R. c. Mignault-Brusewitz, 2016 QCCQ 2493 :
Une attente justifiée par l’arrivée d’une dépanneuse sur les lieux d’une interception pour conduite avec les capacités affaiblies par l’effet de l’alcool est déclarée contraire à la Charte canadienne des droits et libertés.
[44] L’article 254(3) C. cr. prévoit qu’à la suite d’un ordre, le policier doit s’assurer que les échantillons d’haleine soient fournis « dans les meilleurs délais ».
[45] Par ailleurs, si la poursuite veut bénéficier de la présomption d’identité en déposant le certificat du technicien qualifié, l’article 258(1)c)ii) C. cr. prévoit que les échantillons doivent avoir été prélevés « dès que matériellement possible ».
[46] Il ressort clairement de la lecture de ces dispositions que le législateur voulait s’assurer que la détention, résultant de l’ordre de soumettre des échantillons d’haleine, soit limitée à ce qui est raisonnable, compte tenu de l’ensemble des circonstances.

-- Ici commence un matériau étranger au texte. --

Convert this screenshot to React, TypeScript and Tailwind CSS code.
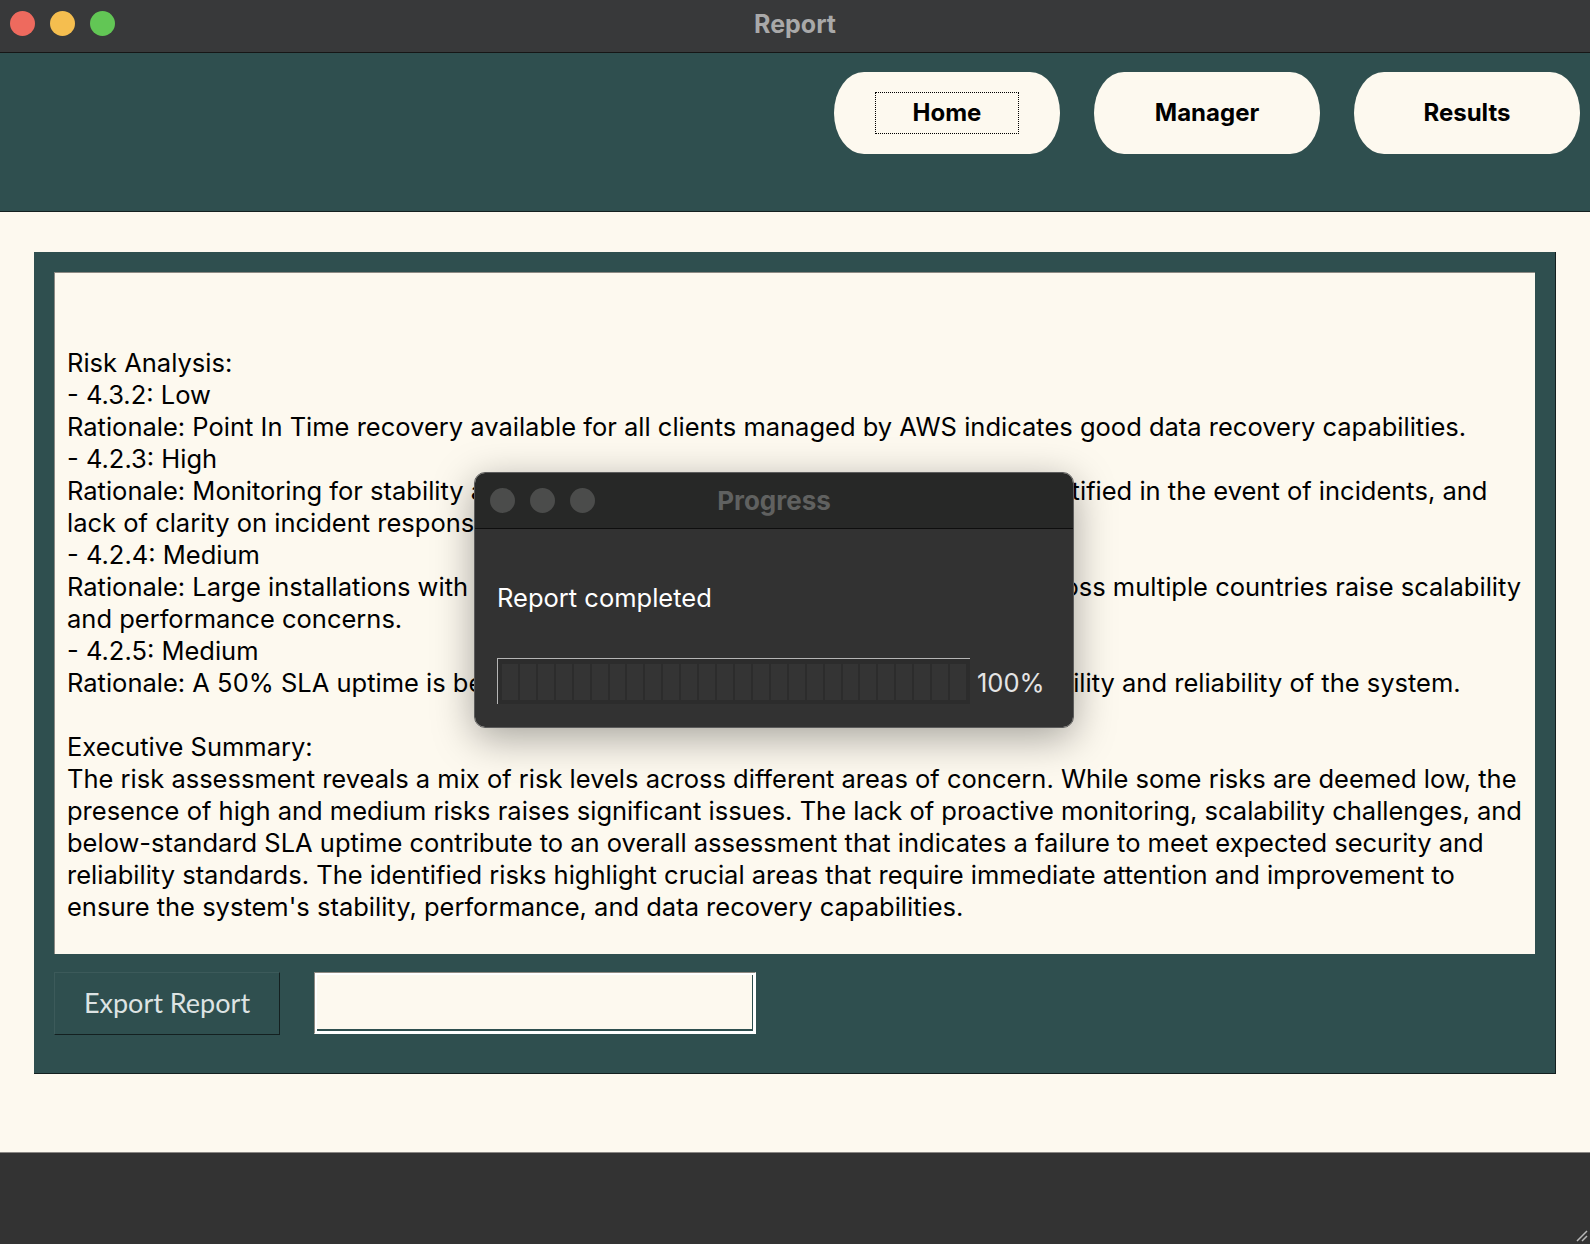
import React from 'react';

const reportLines = [
  '',
  '',
  'Risk Analysis:',
  '- 4.3.2: Low',
  'Rationale: Point In Time recovery available for all clients managed by AWS indicates good data recovery capabilities.',
  '- 4.2.3: High',
  'Rationale: Monitoring for stability and performance is reactive, with clients being notified in the event of incidents, and',
  'lack of clarity on incident response processes.',
  '- 4.2.4: Medium',
  'Rationale: Large installations with hundreds of databases and instances spread across multiple countries raise scalability',
  'and performance concerns.',
  '- 4.2.5: Medium',
  'Rationale: A 50% SLA uptime is below industry standard, thus impacting the availability and reliability of the system.',
  '',
  'Executive Summary:',
  'The risk assessment reveals a mix of risk levels across different areas of concern. While some risks are deemed low, the',
  'presence of high and medium risks raises significant issues. The lack of proactive monitoring, scalability challenges, and',
  'below-standard SLA uptime contribute to an overall assessment that indicates a failure to meet expected security and',
  'reliability standards. The identified risks highlight crucial areas that require immediate attention and improvement to',
  "ensure the system's stability, performance, and data recovery capabilities.",
];

const NavButton: React.FC<{ label: string; focused?: boolean }> = ({ label, focused }) => (
  <button className="w-[226px] h-[82px] rounded-[30px/41px] bg-[#fdf9ef] flex items-center justify-center">
    <span
      className={
        focused
          ? 'px-[37px] h-[42px] flex items-center border border-dotted border-black'
          : 'px-[37px] h-[42px] flex items-center'
      }
    >
      <span className="text-[24px] font-bold text-black [font-family:Inter,sans-serif]">{label}</span>
    </span>
  </button>
);

const ProgressDialog: React.FC = () => (
  <div className="absolute left-[474px] top-[472px] w-[600px] h-[256px] rounded-[11px] overflow-hidden border border-[#5c5c5c] shadow-[0_10px_40px_rgba(0,0,0,0.35)] flex flex-col [font-family:Inter,sans-serif]">
    <div className="h-[56px] bg-[#272827] border-b border-[#0e0e0e] grid grid-cols-[1fr_auto_1fr] items-center">
      <div className="flex gap-[15px] pl-[15px]">
        <span className="w-[25px] h-[25px] rounded-full bg-[#4b4c4b]" />
        <span className="w-[25px] h-[25px] rounded-full bg-[#4b4c4b]" />
        <span className="w-[25px] h-[25px] rounded-full bg-[#4b4c4b]" />
      </div>
      <span className="text-[26px] font-bold text-[#606160]">Progress</span>
      <div />
    </div>
    <div className="flex-1 bg-[#323232] pl-[22px] pt-[53px]">
      <div className="text-[25.5px] leading-[32px] text-white">Report completed</div>
      <div className="mt-[44px] flex items-end gap-[7px]">
        <div className="w-[473px] h-[46px] border-t border-l border-[#b5b5b5] bg-[#2c2c2c] flex gap-[2px] px-[4px] pt-[5px] pb-[4px]">
          {Array.from({ length: 26 }).map((_, i) => (
            <div key={i} className="flex-1 bg-[#343434]" />
          ))}
        </div>
        <span className="text-[25.5px] leading-[32px] text-[#e4e4e4] pb-[5px]">100%</span>
      </div>
    </div>
  </div>
);

export default function App() {
  return (
    <div className="relative w-[1590px] h-[1244px] overflow-hidden flex flex-col bg-[#fdf9ef] [font-family:Inter,sans-serif]">
      {/* window title bar */}
      <div className="h-[53px] shrink-0 bg-[#38393a] border-b border-[#161616] grid grid-cols-[1fr_auto_1fr] items-start pt-[9px]">
        <div className="flex gap-[15px] pl-[10px] pt-[2px]">
          <span className="w-[25px] h-[25px] rounded-full bg-[#ee6a5e]" />
          <span className="w-[25px] h-[25px] rounded-full bg-[#f5be4f]" />
          <span className="w-[25px] h-[25px] rounded-full bg-[#62c655]" />
        </div>
        <span className="text-[25px] leading-[30px] font-bold text-[#a9a9a9]">Report</span>
        <div />
      </div>

      {/* nav header */}
      <div className="h-[159px] shrink-0 bg-[#2f4f4f] border-b border-[#142020] flex justify-end items-start gap-[34px] pt-[19px] pr-[10px]">
        <NavButton label="Home" focused />
        <NavButton label="Manager" />
        <NavButton label="Results" />
      </div>

      {/* content */}
      <div className="flex-1 pt-[40px] pl-[34px]">
        <div className="w-[1522px] h-[822px] bg-[#2f4f4f] border-r border-b border-[#142020] px-[20px] pt-[20px] flex flex-col">
          <div className="h-[682px] bg-[#fdf9ef] border-t border-l border-[#8c8a84] pl-[12px] pt-[10px] text-[25.5px] leading-[32px] text-black overflow-hidden">
            {reportLines.map((line, i) => (
              <div key={i} className="h-[32px] whitespace-pre">
                {line}
              </div>
            ))}
          </div>
          <div className="mt-[18px] flex gap-[34px]">
            <button className="w-[226px] h-[63px] bg-[#2f4f4f] border border-[#3c5a5a] border-b-[#142020] border-r-[#142020] text-[27px] text-[#dde3e3] [font-family:Lato,sans-serif]">
              Export Report
            </button>
            <div className="w-[442px] h-[62px] border border-[#8f8a82] border-b-white border-r-white p-[2px] bg-white">
              <div className="h-full bg-[#fdf9ef] border-b-2 border-r border-[#2f4f4f]" />
            </div>
          </div>
        </div>
      </div>

      {/* bottom strip */}
      <div className="h-[92px] shrink-0 bg-[#333333] border-t border-[#8a8784] flex justify-end items-end">
        <svg width="14" height="14" viewBox="0 0 14 14" className="mb-[2px] mr-[2px]">
          <path d="M13 3 L3 13 M13 8 L8 13" stroke="#b8b8b8" strokeWidth="1.5" />
        </svg>
      </div>

      <ProgressDialog />
    </div>
  );
}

[47] Cette détermination du délai écoulé est une question de fait qui relève du juge du procès. Les conséquences reliées au non respect de l’une ou l’autre de ces dispositions sont distinctes. Mon collègue, l’honorable Conrad Chapdelaine dans R. c. Bernard[1], précise l’objet de l’article 258(1)c) du Code criminel:
40 Le paragraphe 258 (1) c) C.cr. ne réfère nullement à une question d’admissibilité de la preuve, mais plutôt aux conditions statutaires décrétées par le législateur pour permettre à la poursuite de bénéficier des présomptions. Ces conditions ne régissent pas la question de l’admissibilité (voir R. c. Lee, [2008] O.J. No. 1056, par. 15).[2]
[48] Ainsi, dans le cadre de sa preuve, la poursuite doit prouver hors de tout doute raisonnable le respect de chacune des conditions prévues au paragraphe 258(1)c) C. cr. En cas de non respect de l’une ou l’autre de ces conditions, elle perd le bénéfice des présomptions.
[49] Par contre, si les échantillons ne sont pas recueillis dans les meilleurs délais, cela pourra constituer une atteinte aux droits constitutionnels et entraîner l’exclusion du certificat d’alcoolémie dont le fardeau revient à la requérante.
[…]
[84] Qu’en est-il d’une période de détention prolongée pour administrer les tests d’alcoolémie.
[85] Il est clair, en l’espèce, que les policiers ne se souciaient pas de limiter la période de détention de la requérante pour les fins de l’administration du test. Par exemple, la période d’attente à trois policiers pour le remorquage, à trois minutes du poste de police, démontre le peu d’intérêt des policiers à l’égard des droits constitutionnels de la requérante.
[86] Il en va de même des périodes d’attente au poste, et plus particulièrement encore, de celle où l’on oblige la requérante à compléter un formulaire qu’elle n’a pas à compléter et qu’elle refuse de faire.
[87] Dans les circonstances particulières de cette affaire, le Tribunal considère que cette période prolongée et inutile de détention ne respecte pas l’obligation de l’article 254(3) C. cr., de prélever les échantillons dans les meilleurs délais et porte atteinte aux droits de la requérante en vertu de l’article 9 de la Charte.
[…]
[90] La preuve a démontré que les policiers ne se sont pas souciés des impacts de leurs choix administratifs, comme l’attente de la remorqueuse, sur le respect d’un délai raisonnable tel qu’exigé par la loi. L’incidence de ce non-respect des droits a entraîné une prolongation de la détention de la requérante totalement injustifiée de 29 minutes.
[91] Quant au critère de l’intérêt de la société à ce que l’affaire soit jugée au fond, en matière de conduite avec les capacités affaiblies, compte tenu de la nature de la preuve, ce critère milite plutôt, dans la plupart des cas, pour l’inclusion que l’exclusion de la preuve.
[92] La mise en balance de tous les critères amène le Tribunal à considérer que cette détention arbitraire milite en faveur de l’exclusion de la preuve car les tribunaux ne peuvent s’associer à ce comportement qui déconsidère l’administration de la justice.